The Fragility of Modern Communication: Analyzing the Discord Outage

The modern digital landscape is built upon a foundation of massive, centralized service providers. While this architecture allows for rapid scaling and feature-rich experiences, it creates single points of failure that can paralyze global communication. A recent incident involving Discord serves as a stark reminder of this vulnerability, highlighting how a failure in the underlying infrastructure can ripple across the entire ecosystem.

The Incident and Its Root Cause

Discord experienced a significant service disruption that left millions of users unable to communicate, collaborate, or coordinate. While the platform's status page provided the official tracking for the incident, community discussions quickly pointed toward a larger systemic issue.

Evidence suggests that the outage was not an isolated failure within Discord's own application logic, but rather a consequence of a broader infrastructure failure. Users noted a concurrent AWS outage, suggesting that Discord's reliance on Amazon Web Services (AWS) for its hosting and backend operations made it susceptible to the regional or service-specific failures occurring within the cloud provider's data centers.

The Cost of Centralization

For many, the outage was more than a mere inconvenience; it was a disruption of critical workflows. In the developer community, the timing of such outages can be particularly damaging. One user highlighted the frustration of being unable to report a bug in a semi-open-source project because their primary communication channel vanished instantly:

"Times like this make me miss the IRC days... Discord went down right in the middle of me sending my findings. Now there's nothing I can do about it."

This sentiment underscores a growing fatigue regarding the perceived instability of modern "always-on" services. The paradox of the cloud is that while it offers high availability in theory, the concentration of so many services into a handful of providers means that when a provider fails, a significant portion of the internet fails with it.

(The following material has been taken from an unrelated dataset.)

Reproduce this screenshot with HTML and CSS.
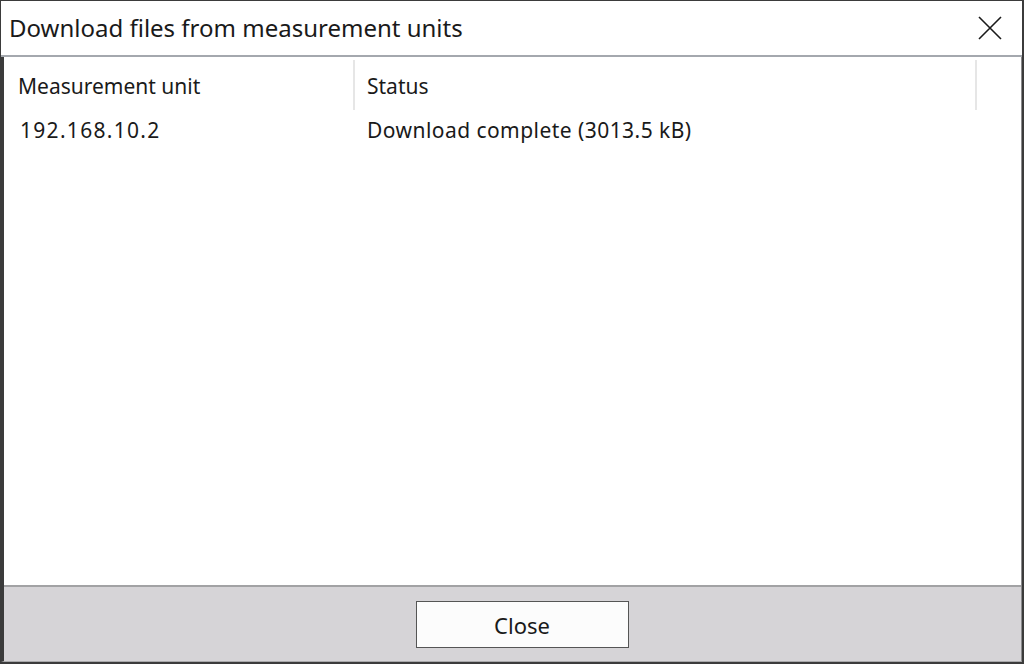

The Return to Decentralization

In the wake of such outages, there is often a renewed interest in decentralized or federated communication protocols. These systems are designed to avoid the "single point of failure" trap by distributing the load and control across multiple independent servers.

IRC (Internet Relay Chat)

Historically, IRC was the gold standard for technical communication. Because it is a protocol rather than a single company's product, it is inherently more resilient to the type of corporate outage seen with Discord. The call for "IRC unite!" reflects a desire for tools that the user controls, rather than tools that are leased from a cloud giant.

Matrix.org

Modern alternatives like Matrix provide a middle ground, offering the rich features of a modern chat app (like Discord) but utilizing a federated architecture. By allowing different organizations to host their own home servers while still communicating with one another, Matrix ensures that the failure of one server does not bring down the entire network.

Conclusion

The Discord incident is a case study in the trade-offs of the modern web. The convenience of a centralized, managed service comes at the cost of total dependency. As the industry continues to move toward deeper cloud integration, the conversation around resilience, redundancy, and the adoption of open protocols becomes increasingly critical for those who cannot afford to wait for a status page to turn green.